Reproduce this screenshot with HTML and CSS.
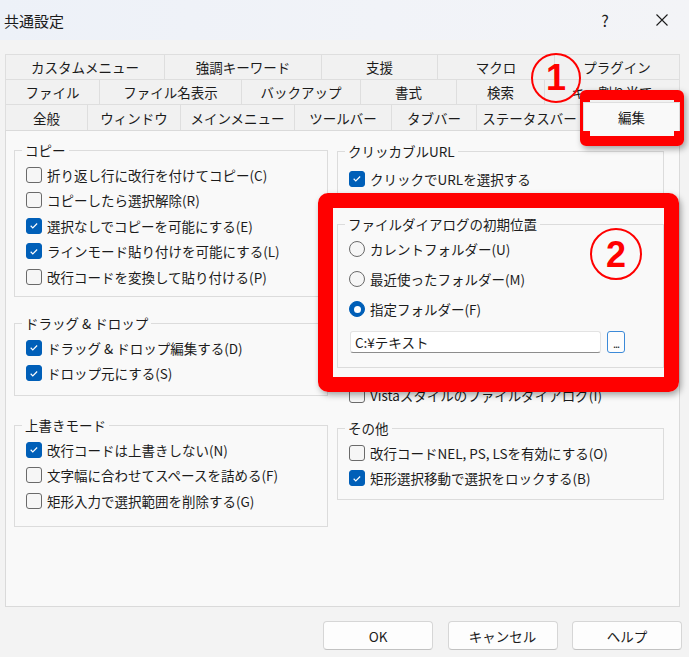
--
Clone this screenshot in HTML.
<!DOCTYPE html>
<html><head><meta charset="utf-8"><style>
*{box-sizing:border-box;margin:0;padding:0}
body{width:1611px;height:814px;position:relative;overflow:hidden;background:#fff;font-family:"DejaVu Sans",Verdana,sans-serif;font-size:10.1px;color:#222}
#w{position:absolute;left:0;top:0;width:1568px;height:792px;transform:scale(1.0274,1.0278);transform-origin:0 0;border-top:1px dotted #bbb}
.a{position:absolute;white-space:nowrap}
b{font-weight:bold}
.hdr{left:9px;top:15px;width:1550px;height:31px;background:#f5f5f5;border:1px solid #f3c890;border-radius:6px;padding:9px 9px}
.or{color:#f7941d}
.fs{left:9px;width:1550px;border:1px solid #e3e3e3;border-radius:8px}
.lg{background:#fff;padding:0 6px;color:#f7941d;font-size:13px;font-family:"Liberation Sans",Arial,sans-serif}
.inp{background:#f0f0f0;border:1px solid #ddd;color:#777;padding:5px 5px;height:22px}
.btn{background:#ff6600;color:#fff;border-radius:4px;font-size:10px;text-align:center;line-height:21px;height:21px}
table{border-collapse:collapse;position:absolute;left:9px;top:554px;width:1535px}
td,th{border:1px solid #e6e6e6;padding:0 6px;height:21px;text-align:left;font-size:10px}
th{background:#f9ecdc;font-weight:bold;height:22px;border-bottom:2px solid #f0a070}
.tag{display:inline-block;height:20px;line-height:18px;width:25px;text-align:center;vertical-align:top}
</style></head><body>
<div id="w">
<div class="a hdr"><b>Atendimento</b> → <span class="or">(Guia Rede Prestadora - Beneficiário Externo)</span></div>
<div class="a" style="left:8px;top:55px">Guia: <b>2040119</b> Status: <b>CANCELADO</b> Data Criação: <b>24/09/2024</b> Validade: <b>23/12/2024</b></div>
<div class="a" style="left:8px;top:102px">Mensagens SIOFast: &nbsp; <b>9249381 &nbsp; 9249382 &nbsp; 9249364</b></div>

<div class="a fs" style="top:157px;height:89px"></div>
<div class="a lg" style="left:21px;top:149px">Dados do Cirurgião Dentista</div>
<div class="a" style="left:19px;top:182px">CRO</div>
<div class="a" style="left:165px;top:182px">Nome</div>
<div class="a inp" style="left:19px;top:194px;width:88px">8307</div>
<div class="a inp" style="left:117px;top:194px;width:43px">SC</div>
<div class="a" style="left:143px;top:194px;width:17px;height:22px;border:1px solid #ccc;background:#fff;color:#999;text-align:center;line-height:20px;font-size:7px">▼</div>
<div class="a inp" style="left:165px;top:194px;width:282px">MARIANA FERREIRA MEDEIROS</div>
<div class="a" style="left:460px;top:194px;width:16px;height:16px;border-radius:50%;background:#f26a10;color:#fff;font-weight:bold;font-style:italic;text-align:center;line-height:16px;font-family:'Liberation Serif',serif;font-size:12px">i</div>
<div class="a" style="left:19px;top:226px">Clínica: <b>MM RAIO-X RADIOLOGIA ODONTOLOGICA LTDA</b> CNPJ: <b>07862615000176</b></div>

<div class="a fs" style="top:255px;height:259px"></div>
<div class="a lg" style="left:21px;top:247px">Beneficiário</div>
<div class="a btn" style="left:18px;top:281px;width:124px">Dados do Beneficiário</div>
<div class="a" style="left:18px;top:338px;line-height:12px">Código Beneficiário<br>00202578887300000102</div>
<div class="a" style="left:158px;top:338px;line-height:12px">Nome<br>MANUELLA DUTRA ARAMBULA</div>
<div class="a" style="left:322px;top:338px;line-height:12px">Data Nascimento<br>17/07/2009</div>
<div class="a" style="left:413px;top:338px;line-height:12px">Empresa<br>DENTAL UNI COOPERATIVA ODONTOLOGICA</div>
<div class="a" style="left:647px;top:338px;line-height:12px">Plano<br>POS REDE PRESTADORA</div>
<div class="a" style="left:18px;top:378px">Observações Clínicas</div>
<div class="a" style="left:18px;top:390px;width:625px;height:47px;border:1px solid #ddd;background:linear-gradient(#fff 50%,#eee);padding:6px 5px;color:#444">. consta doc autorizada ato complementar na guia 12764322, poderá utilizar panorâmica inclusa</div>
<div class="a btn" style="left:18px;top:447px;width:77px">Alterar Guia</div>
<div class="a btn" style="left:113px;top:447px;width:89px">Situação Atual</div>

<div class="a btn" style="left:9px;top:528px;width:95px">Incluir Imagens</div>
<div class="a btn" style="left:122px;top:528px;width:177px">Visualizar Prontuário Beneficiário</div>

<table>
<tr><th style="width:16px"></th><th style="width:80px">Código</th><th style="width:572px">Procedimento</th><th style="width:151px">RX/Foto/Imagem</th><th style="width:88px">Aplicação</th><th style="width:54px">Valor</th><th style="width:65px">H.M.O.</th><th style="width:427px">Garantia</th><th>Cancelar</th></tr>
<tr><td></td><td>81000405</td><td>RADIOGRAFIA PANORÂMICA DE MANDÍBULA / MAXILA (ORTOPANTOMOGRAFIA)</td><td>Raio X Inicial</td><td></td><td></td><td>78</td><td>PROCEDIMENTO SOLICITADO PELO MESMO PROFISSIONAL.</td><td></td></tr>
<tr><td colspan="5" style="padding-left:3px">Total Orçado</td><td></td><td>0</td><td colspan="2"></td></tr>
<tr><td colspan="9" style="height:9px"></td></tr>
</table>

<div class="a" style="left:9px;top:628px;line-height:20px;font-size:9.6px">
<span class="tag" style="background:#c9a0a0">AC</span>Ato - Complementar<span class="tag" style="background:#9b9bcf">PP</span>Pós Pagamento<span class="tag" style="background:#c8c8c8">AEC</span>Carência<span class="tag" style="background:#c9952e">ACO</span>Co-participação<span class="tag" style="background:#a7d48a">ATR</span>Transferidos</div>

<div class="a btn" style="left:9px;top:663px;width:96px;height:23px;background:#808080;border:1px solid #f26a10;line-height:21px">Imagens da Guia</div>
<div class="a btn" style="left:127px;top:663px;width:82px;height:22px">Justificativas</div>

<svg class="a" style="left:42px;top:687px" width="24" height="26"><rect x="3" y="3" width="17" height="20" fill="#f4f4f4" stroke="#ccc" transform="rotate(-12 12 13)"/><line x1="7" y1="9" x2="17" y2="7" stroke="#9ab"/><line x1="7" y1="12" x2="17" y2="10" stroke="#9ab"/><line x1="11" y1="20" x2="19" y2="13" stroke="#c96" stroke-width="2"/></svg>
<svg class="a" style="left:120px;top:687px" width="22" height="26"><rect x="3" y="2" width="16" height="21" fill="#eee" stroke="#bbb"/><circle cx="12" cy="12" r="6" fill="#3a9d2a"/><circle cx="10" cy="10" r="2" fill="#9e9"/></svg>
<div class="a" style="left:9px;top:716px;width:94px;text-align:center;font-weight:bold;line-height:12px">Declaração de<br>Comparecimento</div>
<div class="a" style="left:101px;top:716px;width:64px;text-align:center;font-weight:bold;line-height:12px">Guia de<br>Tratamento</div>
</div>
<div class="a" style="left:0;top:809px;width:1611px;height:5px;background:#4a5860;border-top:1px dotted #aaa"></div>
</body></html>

Goal of the exercise -
Going over the lines above, work out how many include "this", then give only that number.

Response to the task -
2